After the conference was over, Russian foreign minister Molotov asked Stalin which of the two men, Roosevelt or Churchill, he had liked the most. The Soviet dictator shook his head. “They are both imperialists,” he said.

THE TEHRAN CONFERENCE ENDED amicably enough, though not much had been accomplished beyond Roosevelt’s promise to open a second front in the west the following year and Stalin’s pledge to attack Japan after Germany was defeated, along with his claim that he had “no desire to own Europe.” Stalin’s reputation for truth and veracity regarding promises is well known. For the Soviet leader, having luxuriated in nearly 50 years of Marxist dogma, his maxim always remained: “The end justifies the means.”

The “Big Three” sit for a photo op on the Soviet embassy’s portico. Despite their differences, the Allied leaders helped seal Nazi Germany’s fate at Tehran by agreeing to a western front. (Bettmann/Getty Images)
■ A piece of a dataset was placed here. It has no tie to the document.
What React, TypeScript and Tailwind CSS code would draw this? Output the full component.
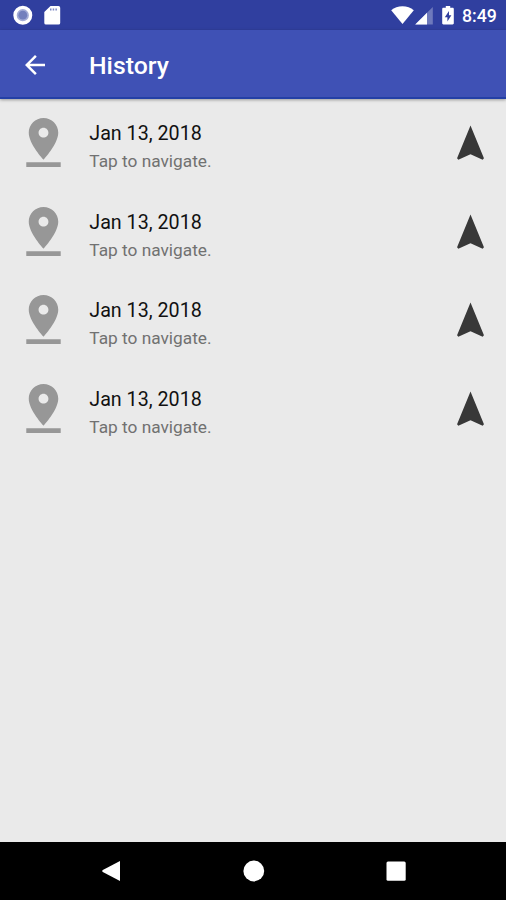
const entries = [
  { id: 1, date: 'Jan 13, 2018' },
  { id: 2, date: 'Jan 13, 2018' },
  { id: 3, date: 'Jan 13, 2018' },
  { id: 4, date: 'Jan 13, 2018' },
]

function StatusBar() {
  return (
    <div className="h-[30px] shrink-0 bg-[#303f9f] flex items-center justify-between pl-[13px] pr-[9px] text-white">
      <div className="flex items-center gap-[11px]">
        <svg className="w-5 h-5" viewBox="0 0 20 20">
          <circle cx="9.8" cy="10.2" r="7.8" fill="#a3acd6" stroke="white" strokeWidth="3.4" />
          <circle cx="9.8" cy="10.2" r="4.4" fill="#7380bd" />
        </svg>
        <svg className="w-[17px] h-5" viewBox="0 0 17 20" fill="currentColor">
          <path d="M6.5 1H14.5a1.7 1.7 0 0 1 1.7 1.7V17.9a1.7 1.7 0 0 1-1.7 1.7H2a1.7 1.7 0 0 1-1.7-1.7V7z" />
          <path d="M6 3.5h1.5v2H6zM8.7 3.5h1.5v2H8.7zM11.4 3.5h1.5v2h-1.5z" fill="#7d88c4" />
        </svg>
      </div>
      <div className="flex items-center">
        <svg className="w-[23px] h-5" viewBox="0 0 23 20" fill="currentColor">
          <path d="M.2 5.3C3.3 2.7 7.2 1.2 11.5 1.2s8.2 1.5 11.3 4.1L11.5 19z" />
        </svg>
        <svg className="w-[18px] h-5 ml-[1px]" viewBox="0 0 18 20" fill="currentColor">
          <path d="M.2 19.5L17.8 2v17.5z" opacity=".3" />
          <path d="M.2 19.5L12 7.7v11.8z" />
        </svg>
        <svg className="w-3 h-5 ml-[9px]" viewBox="0 0 12 20" fill="currentColor">
          <path d="M3.8 1h4.4v1.8h2.4c.7 0 1.2.5 1.2 1.2v14.3c0 .7-.5 1.2-1.2 1.2H1.4c-.7 0-1.2-.5-1.2-1.2V4c0-.7.5-1.2 1.2-1.2h2.4z" />
          <path d="M7 6L2.8 12.2h2.6v4.4l4-6.4H7z" fill="#303f9f" />
        </svg>
        <span className="ml-[8px] mt-[2px] w-[35px] text-[17.7px] leading-5 font-medium whitespace-nowrap">8:49</span>
      </div>
    </div>
  )
}

function PinIcon() {
  return (
    <svg className="w-[59px] h-[59px] shrink-0 text-[#979797]" viewBox="0 0 24 24" fill="currentColor">
      <path d="M18 8c0-3.31-2.69-6-6-6S6 4.69 6 8c0 4.5 6 11 6 11s6-6.5 6-11zm-8 0c0-1.1.9-2 2-2s2 .9 2 2-.89 2-2 2c-1.1 0-2-.9-2-2zM5 20v2h14v-2H5z" />
    </svg>
  )
}

function NavigateIcon() {
  return (
    <svg className="w-[43px] h-[43px] mt-[2px] shrink-0 text-[#383838]" viewBox="0 0 24 24" fill="currentColor">
      <path d="M12 2L4.5 20.29l.71.71L12 18l6.79 3 .71-.71z" />
    </svg>
  )
}

function HistoryRow({ date }: { date: string }) {
  return (
    <li className="h-[88.6px] flex items-center pl-[14.3px] pr-[14px]">
      <PinIcon />
      <div className="ml-[16px] pt-[9px] flex-1">
        <div className="text-[19.7px] leading-[26px] text-[#111111]">{date}</div>
        <div className="mt-[2px] text-[17.3px] leading-[24px] text-[#717171]">Tap to navigate.</div>
      </div>
      <NavigateIcon />
    </li>
  )
}

export default function App() {
  return (
    <div className="w-[506px] h-[900px] flex flex-col overflow-hidden bg-[#eaeaea] font-['Roboto',sans-serif]">
      <StatusBar />

      {/* App bar */}
      <header className="h-[69px] shrink-0 bg-[#3f51b5] border-b-2 border-[#2440a6] shadow-[0_1px_3px_rgba(0,0,0,0.35)] flex items-center pl-[20px] pt-[2px] text-white">
        <svg className="w-[30px] h-[30px]" viewBox="0 0 24 24" fill="currentColor">
          <path d="M20 11H7.83l5.59-5.59L12 4l-8 8 8 8 1.41-1.41L7.83 13H20v-2z" />
        </svg>
        <h1 className="ml-[39px] pt-[3px] text-[24.8px] leading-[30px] font-medium">History</h1>
      </header>

      <main className="flex-1">
        <ul className="-mt-[0.7px]">
          {entries.map(entry => (
            <HistoryRow key={entry.id} date={entry.date} />
          ))}
        </ul>
      </main>

      {/* System navigation */}
      <nav className="h-[58px] shrink-0 bg-black flex items-center justify-between pl-[101px] pr-[99px] text-white">
        <svg className="w-[22px] h-[22px]" viewBox="0 0 22 22" fill="currentColor">
          <path d="M19 .9v20.2L1.8 11.9c-.8-.5-.8-1.3 0-1.8z" />
        </svg>
        <svg className="w-[22px] h-[22px]" viewBox="0 0 22 22" fill="currentColor">
          <circle cx="10.8" cy="11" r="10.4" />
        </svg>
        <svg className="w-[22px] h-[22px]" viewBox="0 0 22 22" fill="currentColor">
          <rect x="1.5" y="1.5" width="19.2" height="19.2" rx="1.5" />
        </svg>
      </nav>
    </div>
  )
}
Churchill, with his soldier’s eye, could see that if the Western Allies didn’t get to eastern Europe before the Russians, it would probably fall to the Communists. In this, the prime minister was perfectly correct, and it was nearly 50 years before his aptly named “Iron Curtain” would rise again.

Roosevelt rarely looked at matters national or international through rose-colored glasses, but his sympathies seemed to lie with the multitudes of Communist Russia. The president failed to see Stalin’s murderous regime for what it was—although, in 1945, toward the end of his life, after Stalin had broken multiple promises made at the next “Big Three” meeting at Yalta, Roosevelt informed a New York Times reporter that “Stalin is either not a man of his word or not in control in the Kremlin.”

Roosevelt likely would have been pleased, however, as Churchill certainly was not, with the dismantling of the vast British Empire following the war. The president had always avowed that nations should have the opportunity to shape their own futures and fortunes and not suffer with interference from abroad. Ironically, the master politician, in his zeal to win over Stalin, helped doom Eastern Europe to just such a fate.